# Data section
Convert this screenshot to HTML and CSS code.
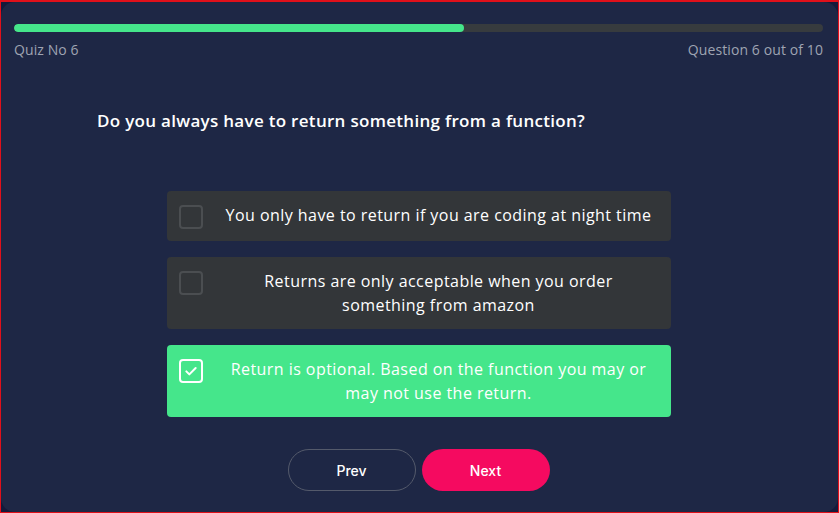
FILE: index.html
```html
<!DOCTYPE html>
<html>
<head>
<meta charset="utf-8">
<link rel="stylesheet" href="styles.css">
</head>
<body>
<div class="frame">
  <div class="card">
    <div class="progress"><div class="progress-fill" style="width:55.6%"></div></div>
    <div class="meta">
      <span>Quiz No 6</span>
      <span>Question 6 out of 10</span>
    </div>
    <h1 class="question">Do you always have to return something from a function?</h1>
    <div class="options">
      <div class="option">
        <span class="check"></span>
        <span class="opt-text">You only have to return if you are coding at night time</span>
      </div>
      <div class="option">
        <span class="check"></span>
        <span class="opt-text">Returns are only acceptable when you order something from amazon</span>
      </div>
      <div class="option selected">
        <span class="check">
          <svg viewBox="0 0 24 24" width="16" height="16"><path d="M5 12.5l4.5 4.5L19 7.5" fill="none" stroke="#fff" stroke-width="3" stroke-linecap="round" stroke-linejoin="round"/></svg>
        </span>
        <span class="opt-text">Return is optional. Based on the function you may or may not use the return.</span>
      </div>
    </div>
    <div class="buttons">
      <button class="btn btn-prev">Prev</button>
      <button class="btn btn-next">Next</button>
    </div>
  </div>
</div>
</body>
</html>
```
FILE: styles.css
```css
* { box-sizing: border-box; }
html, body { margin: 0; padding: 0; }
body {
  font-family: "Open Sans", "DejaVu Sans", sans-serif;
  background: #161a3c;
}
.frame {
  width: 839px;
  height: 513px;
  border: 1px solid #e0101a;
  border-top-width: 2px;
  background: #151a3b;
}
.card {
  height: 100%;
  background: #1e2745;
  border-radius: 14px;
  padding: 22px 15px 0 13px;
  display: flex;
  flex-direction: column;
}
.progress {
  height: 8px;
  background: #373b3e;
  border-radius: 4px;
  overflow: hidden;
}
.progress-fill {
  height: 100%;
  background: #45e68b;
  border-radius: 4px;
}
.meta {
  margin-top: 8px;
  display: flex;
  justify-content: space-between;
  color: #9fa4b2;
  font-size: 14px;
  line-height: 20px;
  letter-spacing: 0.1px;
}
.question {
  margin: 49px 0 0 83px;
  color: #fff;
  font-size: 17px;
  font-weight: 600;
  line-height: 24px;
  letter-spacing: 0.3px;
}
.options {
  margin: 58px auto 0;
  width: 504px;
  display: flex;
  flex-direction: column;
  gap: 16px;
}
.option {
  display: flex;
  align-items: flex-start;
  gap: 16px;
  padding: 12px 12px;
  background: #333639;
  border-radius: 4px;
  color: #fff;
  font-size: 16px;
  line-height: 24px;
  letter-spacing: 0.45px;
}
.option .check {
  flex: none;
  width: 24px;
  height: 24px;
  margin-top: 2px;
  border: 2px solid #4b4e51;
  border-radius: 4px;
  display: flex;
  align-items: center;
  justify-content: center;
}
.option .opt-text {
  flex: 1;
  padding: 0 5px;
  text-align: center;
}
.option.selected {
  background: #45e68b;
}
.option.selected .check {
  border-color: #fff;
}
.buttons {
  margin-top: 32px;
  display: flex;
  justify-content: center;
  gap: 6px;
}
.btn {
  width: 128px;
  height: 42px;
  border-radius: 21px;
  font-family: "Inter", "Open Sans", sans-serif;
  font-size: 14px;
  font-weight: 500;
  color: #fff;
  cursor: pointer;
}
.btn-prev {
  background: transparent;
  border: 1px solid #545a6b;
}
.btn-next {
  background: #f50a60;
  border: none;
}
```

# Set task
Write the listing above out again exactly, dropping each image.

# Solution to this task
Convert this screenshot to HTML and CSS code.
FILE: index.html
```html
<!DOCTYPE html>
<html>
<head>
<meta charset="utf-8">
<link rel="stylesheet" href="styles.css">
</head>
<body>
<div class="frame">
  <div class="card">
    <div class="progress"><div class="progress-fill" style="width:55.6%"></div></div>
    <div class="meta">
      <span>Quiz No 6</span>
      <span>Question 6 out of 10</span>
    </div>
    <h1 class="question">Do you always have to return something from a function?</h1>
    <div class="options">
      <div class="option">
        <span class="check"></span>
        <span class="opt-text">You only have to return if you are coding at night time</span>
      </div>
      <div class="option">
        <span class="check"></span>
        <span class="opt-text">Returns are only acceptable when you order something from amazon</span>
      </div>
      <div class="option selected">
        <span class="check">
          <svg viewBox="0 0 24 24" width="16" height="16"><path d="M5 12.5l4.5 4.5L19 7.5" fill="none" stroke="#fff" stroke-width="3" stroke-linecap="round" stroke-linejoin="round"/></svg>
        </span>
        <span class="opt-text">Return is optional. Based on the function you may or may not use the return.</span>
      </div>
    </div>
    <div class="buttons">
      <button class="btn btn-prev">Prev</button>
      <button class="btn btn-next">Next</button>
    </div>
  </div>
</div>
</body>
</html>
```
FILE: styles.css
```css
* { box-sizing: border-box; }
html, body { margin: 0; padding: 0; }
body {
  font-family: "Open Sans", "DejaVu Sans", sans-serif;
  background: #161a3c;
}
.frame {
  width: 839px;
  height: 513px;
  border: 1px solid #e0101a;
  border-top-width: 2px;
  background: #151a3b;
}
.card {
  height: 100%;
  background: #1e2745;
  border-radius: 14px;
  padding: 22px 15px 0 13px;
  display: flex;
  flex-direction: column;
}
.progress {
  height: 8px;
  background: #373b3e;
  border-radius: 4px;
  overflow: hidden;
}
.progress-fill {
  height: 100%;
  background: #45e68b;
  border-radius: 4px;
}
.meta {
  margin-top: 8px;
  display: flex;
  justify-content: space-between;
  color: #9fa4b2;
  font-size: 14px;
  line-height: 20px;
  letter-spacing: 0.1px;
}
.question {
  margin: 49px 0 0 83px;
  color: #fff;
  font-size: 17px;
  font-weight: 600;
  line-height: 24px;
  letter-spacing: 0.3px;
}
.options {
  margin: 58px auto 0;
  width: 504px;
  display: flex;
  flex-direction: column;
  gap: 16px;
}
.option {
  display: flex;
  align-items: flex-start;
  gap: 16px;
  padding: 12px 12px;
  background: #333639;
  border-radius: 4px;
  color: #fff;
  font-size: 16px;
  line-height: 24px;
  letter-spacing: 0.45px;
}
.option .check {
  flex: none;
  width: 24px;
  height: 24px;
  margin-top: 2px;
  border: 2px solid #4b4e51;
  border-radius: 4px;
  display: flex;
  align-items: center;
  justify-content: center;
}
.option .opt-text {
  flex: 1;
  padding: 0 5px;
  text-align: center;
}
.option.selected {
  background: #45e68b;
}
.option.selected .check {
  border-color: #fff;
}
.buttons {
  margin-top: 32px;
  display: flex;
  justify-content: center;
  gap: 6px;
}
.btn {
  width: 128px;
  height: 42px;
  border-radius: 21px;
  font-family: "Inter", "Open Sans", sans-serif;
  font-size: 14px;
  font-weight: 500;
  color: #fff;
  cursor: pointer;
}
.btn-prev {
  background: transparent;
  border: 1px solid #545a6b;
}
.btn-next {
  background: #f50a60;
  border: none;
}
```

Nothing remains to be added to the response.